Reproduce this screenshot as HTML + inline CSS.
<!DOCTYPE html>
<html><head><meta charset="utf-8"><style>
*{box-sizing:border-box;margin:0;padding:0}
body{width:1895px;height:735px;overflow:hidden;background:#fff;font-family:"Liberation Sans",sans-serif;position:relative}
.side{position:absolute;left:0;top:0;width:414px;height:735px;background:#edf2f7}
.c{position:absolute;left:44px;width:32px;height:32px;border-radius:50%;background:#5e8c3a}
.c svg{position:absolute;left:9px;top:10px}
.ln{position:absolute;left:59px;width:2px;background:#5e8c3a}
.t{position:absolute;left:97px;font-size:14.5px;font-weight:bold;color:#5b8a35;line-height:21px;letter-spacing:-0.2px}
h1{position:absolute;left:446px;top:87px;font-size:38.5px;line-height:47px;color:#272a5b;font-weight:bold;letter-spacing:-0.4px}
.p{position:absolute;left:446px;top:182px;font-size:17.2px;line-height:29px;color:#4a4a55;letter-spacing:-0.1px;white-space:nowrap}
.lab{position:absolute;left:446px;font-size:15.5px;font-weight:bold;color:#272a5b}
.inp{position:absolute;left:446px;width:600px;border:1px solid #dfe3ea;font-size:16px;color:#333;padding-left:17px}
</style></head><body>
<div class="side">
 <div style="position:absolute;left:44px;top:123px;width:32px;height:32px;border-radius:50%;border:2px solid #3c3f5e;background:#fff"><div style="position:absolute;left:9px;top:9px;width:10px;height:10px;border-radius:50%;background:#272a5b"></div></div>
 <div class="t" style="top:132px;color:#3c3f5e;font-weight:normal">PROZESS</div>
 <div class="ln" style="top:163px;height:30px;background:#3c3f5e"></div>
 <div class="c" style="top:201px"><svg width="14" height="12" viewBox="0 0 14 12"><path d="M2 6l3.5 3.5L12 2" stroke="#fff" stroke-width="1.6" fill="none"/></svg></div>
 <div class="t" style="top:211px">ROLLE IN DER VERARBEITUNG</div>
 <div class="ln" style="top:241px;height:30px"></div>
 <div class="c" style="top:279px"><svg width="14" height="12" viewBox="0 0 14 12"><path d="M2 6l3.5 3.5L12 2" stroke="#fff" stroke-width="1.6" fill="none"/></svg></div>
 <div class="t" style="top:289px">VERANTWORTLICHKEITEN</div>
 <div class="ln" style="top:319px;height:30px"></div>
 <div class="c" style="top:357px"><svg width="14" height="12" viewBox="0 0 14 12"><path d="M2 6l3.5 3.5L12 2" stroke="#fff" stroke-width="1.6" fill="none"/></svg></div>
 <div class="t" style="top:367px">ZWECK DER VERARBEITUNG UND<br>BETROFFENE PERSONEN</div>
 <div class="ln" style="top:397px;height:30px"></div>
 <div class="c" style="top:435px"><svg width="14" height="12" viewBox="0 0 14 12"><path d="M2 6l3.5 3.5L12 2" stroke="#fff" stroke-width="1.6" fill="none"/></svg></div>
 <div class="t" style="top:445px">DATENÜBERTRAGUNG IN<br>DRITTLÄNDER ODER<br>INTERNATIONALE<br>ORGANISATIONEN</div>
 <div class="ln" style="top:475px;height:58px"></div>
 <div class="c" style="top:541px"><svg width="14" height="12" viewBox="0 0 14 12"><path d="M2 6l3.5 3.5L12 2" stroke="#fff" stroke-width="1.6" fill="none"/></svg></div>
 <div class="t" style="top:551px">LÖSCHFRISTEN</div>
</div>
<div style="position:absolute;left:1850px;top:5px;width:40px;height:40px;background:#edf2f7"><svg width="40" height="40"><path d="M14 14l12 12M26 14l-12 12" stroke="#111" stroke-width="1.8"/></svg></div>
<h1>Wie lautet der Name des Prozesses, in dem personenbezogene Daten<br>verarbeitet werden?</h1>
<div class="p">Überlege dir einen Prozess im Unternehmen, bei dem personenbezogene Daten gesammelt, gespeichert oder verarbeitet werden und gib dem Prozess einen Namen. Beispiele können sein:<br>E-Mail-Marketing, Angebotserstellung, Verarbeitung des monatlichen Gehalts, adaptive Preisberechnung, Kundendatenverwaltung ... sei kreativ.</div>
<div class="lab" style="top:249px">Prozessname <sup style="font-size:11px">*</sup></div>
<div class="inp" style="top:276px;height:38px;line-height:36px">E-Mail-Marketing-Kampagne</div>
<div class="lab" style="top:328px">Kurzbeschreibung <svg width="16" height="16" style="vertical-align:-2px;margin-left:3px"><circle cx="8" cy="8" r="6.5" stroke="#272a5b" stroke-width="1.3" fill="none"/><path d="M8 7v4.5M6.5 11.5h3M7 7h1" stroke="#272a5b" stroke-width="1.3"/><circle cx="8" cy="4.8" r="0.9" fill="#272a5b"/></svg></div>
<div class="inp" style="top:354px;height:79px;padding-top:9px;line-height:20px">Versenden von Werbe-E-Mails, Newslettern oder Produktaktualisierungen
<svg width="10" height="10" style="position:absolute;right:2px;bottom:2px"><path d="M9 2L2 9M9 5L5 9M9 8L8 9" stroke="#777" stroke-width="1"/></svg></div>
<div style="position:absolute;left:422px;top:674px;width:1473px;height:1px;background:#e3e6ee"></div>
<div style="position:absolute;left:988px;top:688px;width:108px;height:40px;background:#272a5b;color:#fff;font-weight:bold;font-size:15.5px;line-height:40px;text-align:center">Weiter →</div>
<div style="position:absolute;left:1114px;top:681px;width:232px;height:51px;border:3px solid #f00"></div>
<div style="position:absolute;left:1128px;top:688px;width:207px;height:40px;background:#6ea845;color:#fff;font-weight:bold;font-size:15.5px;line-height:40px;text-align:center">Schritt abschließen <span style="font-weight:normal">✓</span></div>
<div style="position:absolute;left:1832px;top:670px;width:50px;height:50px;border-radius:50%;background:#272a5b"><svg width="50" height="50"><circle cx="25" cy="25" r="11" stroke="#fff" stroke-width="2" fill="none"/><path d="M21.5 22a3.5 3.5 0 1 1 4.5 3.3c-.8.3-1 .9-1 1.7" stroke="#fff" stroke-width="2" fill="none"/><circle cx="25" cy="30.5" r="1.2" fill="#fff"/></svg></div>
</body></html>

·····

__Exercise task__
Take the material above and return all of it exactly.

__Exercise output__
Reproduce this screenshot as HTML + inline CSS.
<!DOCTYPE html>
<html><head><meta charset="utf-8"><style>
*{box-sizing:border-box;margin:0;padding:0}
body{width:1895px;height:735px;overflow:hidden;background:#fff;font-family:"Liberation Sans",sans-serif;position:relative}
.side{position:absolute;left:0;top:0;width:414px;height:735px;background:#edf2f7}
.c{position:absolute;left:44px;width:32px;height:32px;border-radius:50%;background:#5e8c3a}
.c svg{position:absolute;left:9px;top:10px}
.ln{position:absolute;left:59px;width:2px;background:#5e8c3a}
.t{position:absolute;left:97px;font-size:14.5px;font-weight:bold;color:#5b8a35;line-height:21px;letter-spacing:-0.2px}
h1{position:absolute;left:446px;top:87px;font-size:38.5px;line-height:47px;color:#272a5b;font-weight:bold;letter-spacing:-0.4px}
.p{position:absolute;left:446px;top:182px;font-size:17.2px;line-height:29px;color:#4a4a55;letter-spacing:-0.1px;white-space:nowrap}
.lab{position:absolute;left:446px;font-size:15.5px;font-weight:bold;color:#272a5b}
.inp{position:absolute;left:446px;width:600px;border:1px solid #dfe3ea;font-size:16px;color:#333;padding-left:17px}
</style></head><body>
<div class="side">
 <div style="position:absolute;left:44px;top:123px;width:32px;height:32px;border-radius:50%;border:2px solid #3c3f5e;background:#fff"><div style="position:absolute;left:9px;top:9px;width:10px;height:10px;border-radius:50%;background:#272a5b"></div></div>
 <div class="t" style="top:132px;color:#3c3f5e;font-weight:normal">PROZESS</div>
 <div class="ln" style="top:163px;height:30px;background:#3c3f5e"></div>
 <div class="c" style="top:201px"><svg width="14" height="12" viewBox="0 0 14 12"><path d="M2 6l3.5 3.5L12 2" stroke="#fff" stroke-width="1.6" fill="none"/></svg></div>
 <div class="t" style="top:211px">ROLLE IN DER VERARBEITUNG</div>
 <div class="ln" style="top:241px;height:30px"></div>
 <div class="c" style="top:279px"><svg width="14" height="12" viewBox="0 0 14 12"><path d="M2 6l3.5 3.5L12 2" stroke="#fff" stroke-width="1.6" fill="none"/></svg></div>
 <div class="t" style="top:289px">VERANTWORTLICHKEITEN</div>
 <div class="ln" style="top:319px;height:30px"></div>
 <div class="c" style="top:357px"><svg width="14" height="12" viewBox="0 0 14 12"><path d="M2 6l3.5 3.5L12 2" stroke="#fff" stroke-width="1.6" fill="none"/></svg></div>
 <div class="t" style="top:367px">ZWECK DER VERARBEITUNG UND<br>BETROFFENE PERSONEN</div>
 <div class="ln" style="top:397px;height:30px"></div>
 <div class="c" style="top:435px"><svg width="14" height="12" viewBox="0 0 14 12"><path d="M2 6l3.5 3.5L12 2" stroke="#fff" stroke-width="1.6" fill="none"/></svg></div>
 <div class="t" style="top:445px">DATENÜBERTRAGUNG IN<br>DRITTLÄNDER ODER<br>INTERNATIONALE<br>ORGANISATIONEN</div>
 <div class="ln" style="top:475px;height:58px"></div>
 <div class="c" style="top:541px"><svg width="14" height="12" viewBox="0 0 14 12"><path d="M2 6l3.5 3.5L12 2" stroke="#fff" stroke-width="1.6" fill="none"/></svg></div>
 <div class="t" style="top:551px">LÖSCHFRISTEN</div>
</div>
<div style="position:absolute;left:1850px;top:5px;width:40px;height:40px;background:#edf2f7"><svg width="40" height="40"><path d="M14 14l12 12M26 14l-12 12" stroke="#111" stroke-width="1.8"/></svg></div>
<h1>Wie lautet der Name des Prozesses, in dem personenbezogene Daten<br>verarbeitet werden?</h1>
<div class="p">Überlege dir einen Prozess im Unternehmen, bei dem personenbezogene Daten gesammelt, gespeichert oder verarbeitet werden und gib dem Prozess einen Namen. Beispiele können sein:<br>E-Mail-Marketing, Angebotserstellung, Verarbeitung des monatlichen Gehalts, adaptive Preisberechnung, Kundendatenverwaltung ... sei kreativ.</div>
<div class="lab" style="top:249px">Prozessname <sup style="font-size:11px">*</sup></div>
<div class="inp" style="top:276px;height:38px;line-height:36px">E-Mail-Marketing-Kampagne</div>
<div class="lab" style="top:328px">Kurzbeschreibung <svg width="16" height="16" style="vertical-align:-2px;margin-left:3px"><circle cx="8" cy="8" r="6.5" stroke="#272a5b" stroke-width="1.3" fill="none"/><path d="M8 7v4.5M6.5 11.5h3M7 7h1" stroke="#272a5b" stroke-width="1.3"/><circle cx="8" cy="4.8" r="0.9" fill="#272a5b"/></svg></div>
<div class="inp" style="top:354px;height:79px;padding-top:9px;line-height:20px">Versenden von Werbe-E-Mails, Newslettern oder Produktaktualisierungen
<svg width="10" height="10" style="position:absolute;right:2px;bottom:2px"><path d="M9 2L2 9M9 5L5 9M9 8L8 9" stroke="#777" stroke-width="1"/></svg></div>
<div style="position:absolute;left:422px;top:674px;width:1473px;height:1px;background:#e3e6ee"></div>
<div style="position:absolute;left:988px;top:688px;width:108px;height:40px;background:#272a5b;color:#fff;font-weight:bold;font-size:15.5px;line-height:40px;text-align:center">Weiter →</div>
<div style="position:absolute;left:1114px;top:681px;width:232px;height:51px;border:3px solid #f00"></div>
<div style="position:absolute;left:1128px;top:688px;width:207px;height:40px;background:#6ea845;color:#fff;font-weight:bold;font-size:15.5px;line-height:40px;text-align:center">Schritt abschließen <span style="font-weight:normal">✓</span></div>
<div style="position:absolute;left:1832px;top:670px;width:50px;height:50px;border-radius:50%;background:#272a5b"><svg width="50" height="50"><circle cx="25" cy="25" r="11" stroke="#fff" stroke-width="2" fill="none"/><path d="M21.5 22a3.5 3.5 0 1 1 4.5 3.3c-.8.3-1 .9-1 1.7" stroke="#fff" stroke-width="2" fill="none"/><circle cx="25" cy="30.5" r="1.2" fill="#fff"/></svg></div>
</body></html>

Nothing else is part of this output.